[thelist] MySQL Query problem: unique vals from two fields

Wed Nov 22 13:17:27 CST 2006

On 11/22/06, Pringle, Ron <RPringle at aurora-il.org> wrote:
> To close this out, turns out you don't need to use DISTINCT in the
> query. The default behavior of UNION in MySQL is to remove duplicate
> rows anyhow. So the final query now looks like:

To clarify, you are saying that for a unioned set A and B, where A
and/or B have duplicates within its own set, the union operation will
remove such duplicates? So, it must combine sets and then perform the
un-dupe over the entire set, rather than take set A and only append
from set B if the item in set B is not found in A.

Did you do any tests to make sure the DB does not use a different
algorithm when it knows the two sets have no dupes already?

-- 
Matt

Matt-

No, I didn't. My reading of it is that it combines all data from both
tables and then removes any duplicates. But I see what you're saying
regarding using distinct on the individual selects versus using distinct
on the union. My dataset in this case is so incredibly small that I
don't know that I could see any differences in the two methods, but it'd
be interesting to know for future reference.
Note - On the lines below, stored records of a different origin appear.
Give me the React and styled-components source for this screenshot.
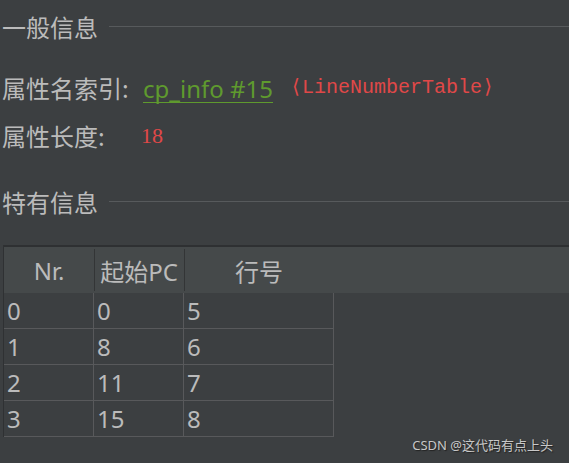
import React from 'react'
import styled, { createGlobalStyle } from 'styled-components'

const GlobalStyle = createGlobalStyle`
    html, body {
        margin: 0;
        padding: 0;
        background-color: #3c3f41;
    }
    body {
        font-family: "Noto Sans", "Noto Sans CJK SC", sans-serif;
        color: #bbbbbb;
    }
`

const Page = styled.div`
    position: relative;
    width: 569px;
    height: 463px;
    overflow: hidden;
    background-color: #3c3f41;
    padding-left: 2px;
    box-sizing: border-box;
`

const SectionTitle = styled.div`
    display: flex;
    align-items: center;
    gap: 11px;
    height: 30px;
    margin-top: ${props => props.top}px;
    font-size: 24px;
    line-height: 30px;
    font-family: "Noto Sans CJK SC", sans-serif;
    color: #bbbbbb;

    &::after {
        content: "";
        flex: 1;
        height: 1px;
        margin-top: -2px;
        background-color: #575a5c;
    }
`

const Field = styled.div`
    display: flex;
    align-items: center;
    height: 30px;
    margin-top: ${props => props.top}px;
    font-size: 24px;
    line-height: 30px;
`

const Label = styled.span`
    font-family: "Noto Sans CJK SC", sans-serif;
    width: ${props => props.width}px;
    flex: none;
`

const Link = styled.span`
    color: #5f9a2e;
    font-family: "Noto Sans", sans-serif;
    font-size: 24px;
    border-bottom: 1px solid #5f9a2e;
    line-height: 27px;
    margin-top: 2px;
`

const Tag = styled.span`
    color: #e04848;
    font-family: "Liberation Mono", monospace;
    font-size: 20px;
    margin-left: 17px;
`

const Value = styled.span`
    color: #e04848;
    font-family: "Liberation Serif", serif;
    font-size: 22px;
`

const Table = styled.div`
    margin-top: 28px;
    margin-left: 1px;
    border-left: 1px solid #2f3133;
`

const HeaderRow = styled.div`
    display: grid;
    grid-template-columns: 90px 90px 150px 1fr;
    height: 48px;
    background-color: #45494a;
    border-top: 2px solid #2e3032;
    box-sizing: border-box;
`

const HeaderCell = styled.div`
    display: flex;
    align-items: center;
    justify-content: center;
    font-size: 24px;
    font-family: "Noto Sans", "Noto Sans CJK SC", sans-serif;
    color: #bbbbbb;
    position: relative;

    &::before {
        content: "";
        display: ${props => props.divider ? 'block' : 'none'};
        position: absolute;
        left: 0;
        top: 2px;
        bottom: 2px;
        width: 1px;
        background-color: #333536;
    }
`

const Body = styled.div`
    width: 330px;
`

const Row = styled.div`
    display: grid;
    grid-template-columns: 90px 90px 150px;
    height: 36px;
    border-bottom: 1px solid #58595b;
    box-sizing: border-box;
`

const Cell = styled.div`
    display: flex;
    align-items: center;
    padding-left: 3px;
    border-right: 1px solid #58595b;
    font-size: 24px;
    font-family: "Noto Sans", sans-serif;
    color: #bbbbbb;
`

const Watermark = styled.div`
    position: absolute;
    right: 16px;
    bottom: 9px;
    font-size: 13px;
    font-family: "Noto Sans", "Noto Sans CJK SC", sans-serif;
    color: #c8c8c8;
    text-shadow: 1px 1px 1px #222;
`

const rows = [
    [0, 0, 5],
    [1, 8, 6],
    [2, 11, 7],
    [3, 15, 8],
]

const App = () => {
    return (
        <Page>
            <GlobalStyle />
            <SectionTitle top={12}>一般信息</SectionTitle>
            <Field top={31}>
                <Label width={141}>属性名索引:</Label>
                <Link>cp_info #15</Link>
                <Tag>⟨LineNumberTable⟩</Tag>
            </Field>
            <Field top={18}>
                <Label width={139}>属性长度:</Label>
                <Value>18</Value>
            </Field>
            <SectionTitle top={36}>特有信息</SectionTitle>
            <Table>
                <HeaderRow>
                    <HeaderCell>Nr.</HeaderCell>
                    <HeaderCell divider>起始PC</HeaderCell>
                    <HeaderCell divider>行号</HeaderCell>
                    <HeaderCell />
                </HeaderRow>
                <Body>
                    {rows.map(r => (
                        <Row key={r[0]}>
                            {r.map((v, i) => (
                                <Cell key={i}>{v}</Cell>
                            ))}
                        </Row>
                    ))}
                </Body>
            </Table>
            <Watermark>CSDN @这代码有点上头</Watermark>
        </Page>
    )
}

export default App
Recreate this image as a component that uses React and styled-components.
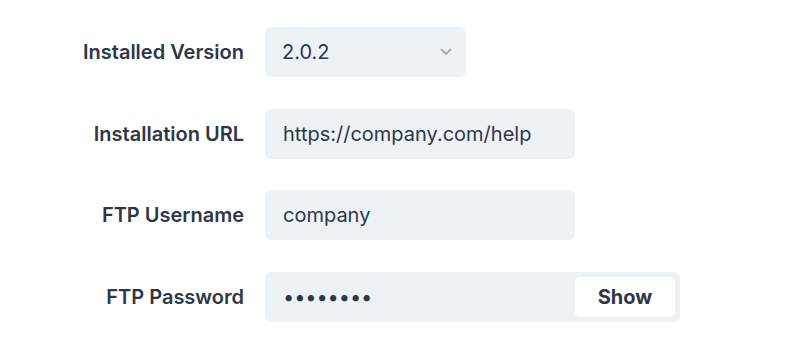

I don't know how you'd go
about testing it.

Here is the text from the MySQL site:

"The default behavior for UNION is that duplicate rows are removed from
the result. The optional DISTINCT keyword has no effect other than the
default because it also specifies duplicate-row removal. With the
optional ALL keyword, duplicate-row removal does not occur and the
result includes all matching rows from all the SELECT statements."

http://dev.mysql.com/doc/refman/5.0/en/union.html

Ron